J’ai commencé à l’interroger et à la filmer, âgée de 90 ans et atteinte d’un début d’Alzheimer. Elle ne se souvient pas de grand-chose et encore moins de détails concernant l’Algérie, mais se souvient
à quel point elle voulait oublier. Je n’avais ni photos – un comble pour un photographe – ni récit de l’histoire familiale du côté de ma mère, juive séfarade. Elle voulait oublier l’Algérie, la pauvreté, oublier ses origines. Aujourd’hui, je fais le voyage à l’envers. Je fais le voyage des origines perdues, de la part manquante, tue, cachée. Je suis convaincu que c’est pour faire l’album de famille qui me manque, aussi bien du côté de ma mère que de mon père, dont les parents ont été déportés à Auschwitz-Birkenau, que je suis devenu photographe. Pour me fabriquer des souvenirs.

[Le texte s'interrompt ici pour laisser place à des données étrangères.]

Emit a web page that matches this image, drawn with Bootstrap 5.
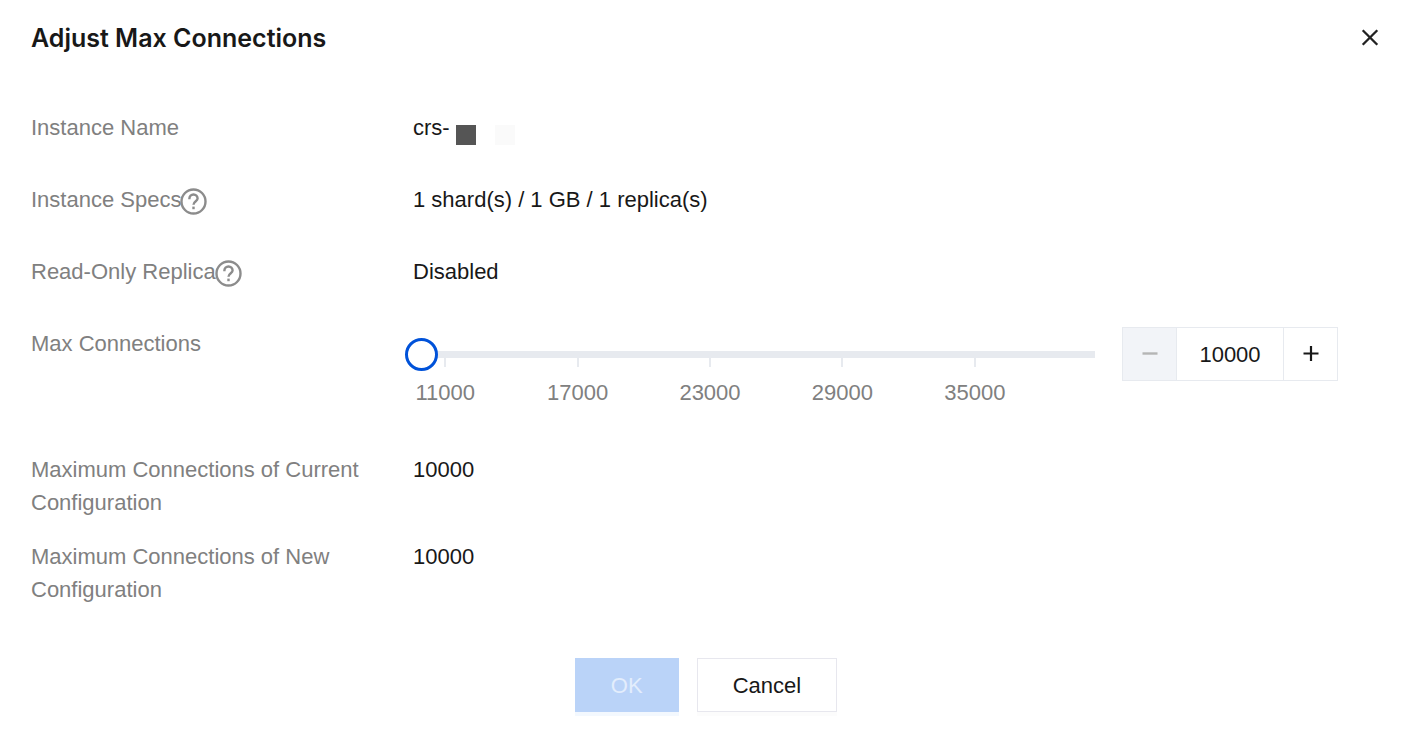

Ce projet est donc le récit entremêlé de mes rapports difficiles avec cette mère dont j’ai voulu très jeune échapper à l’emprise et que, d’une certaine façon, je retrouve avant sa disparition annoncée, et la traversée de la mer au péril de leur vie de tous ces jeunes migrants qui laissent leur mère folle d’inquiétude sur le rivage de leur enfance. Les passerelles entre ces deux mondes, font écho à une réflexion sur les fondements de mon travail de photographe et de journaliste, sur mes rapports avec le temps et la mémoire, et sur ma quête perpétuelle d’identité.
Mer, mère, mare, mater… Une fois de plus, mon travail photographique fait écho à ma propre histoire et tente d’en remplir les vides.